The police chief in a fall retreat 2021 told council that the original estimate for the planned 26,266-square-foot building had increased to about $24 million from $16.4 million on account of having to truck off the dirt at a cost of $700,000.

Town spokeswoman Jennifer Harrison last week said the budget for the project was still at $24 million but that the cost for removing the dirt hasn’t been determined yet.

“Some of the dirt will need to be hauled off the site,” Harrison said; “and the estimate cost will not be determined until the design is better defined for the project site.”

The Advocacy Center project is scheduled to begin design in fiscal year 2023 and construction in fiscal year 2025, according to Harrison.

Building the advocacy center will close a sordid chapter that remains murky as to how much money was actually raised and spent by Operation Welcome Home for the park.

The Operation Welcome Home program was formed in 2010 as a way to honor returning veterans with ceremonies and other activities by then-Council members Les Presmyk and Jenn Daniels, who later became mayor.

In 2014, Lisa Rigler, who created the now-defunct Gilbert Small Business Alliance partnered with town on the program and eventually took it to nonprofit status and became its president.

Under her leadership, the park took root and fundraising began with money coming from noted donors such as the Walmart Foundation, Sons of the American Legion and Daughters of the American Revolution.

A ground-breaking ceremony kicked off the project in spring 2016 at the site and was attended by over 500 people, including town officials, dignitaries and veterans.

The state Legislature even passed a resolution recognizing Operation Welcome Home for the veterans’ park, which was to debut on Veterans Day 2017.

Rigler in 2016 attested the organization had $1.2 million in cash and $600,000 in in-kind donations when she applied and received a $100,000 grant from Arizona Department of Veterans Affairs.

A year later, the organization’s accountant provided a bank statement to the Town showing $415,548 in cash and $679,747 in written commitments for in-kind donations, totaling $1.1 million as proof it met Gilbert’s threshold to get a permit and begin construction.

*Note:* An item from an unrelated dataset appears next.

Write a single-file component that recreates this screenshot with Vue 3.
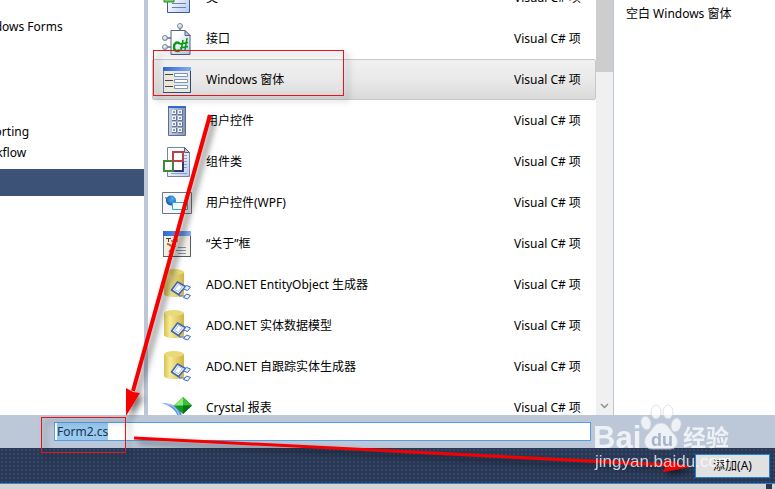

Rigler has never responded to GSN’s multiple requests to comment and the accountant at the time also remained tight-lipped.

Presmyk eventually quit the organization’s board for lack of transparency after he said he had asked Rigler and the accountant several times to see the books that were never produced and there also were no regular treasurer report.

The Gilbert Sun News has only been able to track a $284,487 check written to general contractor MT Builders, $66,123 for a building permit and $17,820 for a performance bond.

After the organization folded, Vice Mayor Aimee Yentes, who was the vice president for the nonprofit and is Rigler’s daughter, blamed broken promises of in-kind donations and the overall difficulty in competing with similar organizations chasing the same dollars.

She and her husband, Justin Yentes, who sat on the nonprofit’s board, declined to name the in-kind donors who backed out but all the donors that GSN contacted said they fulfilled their promises or were waiting to be called to provide the services.

Eventually all work stopped on the site in February 2018 after the general contractor said Operation Welcome Home failed to provide more funding for the project.

Development never advanced beyond the rough grading of the site, which was done pro bono.

In December 2020, Operation Welcome Home closed its books after handing back nearly $100,000 to donors.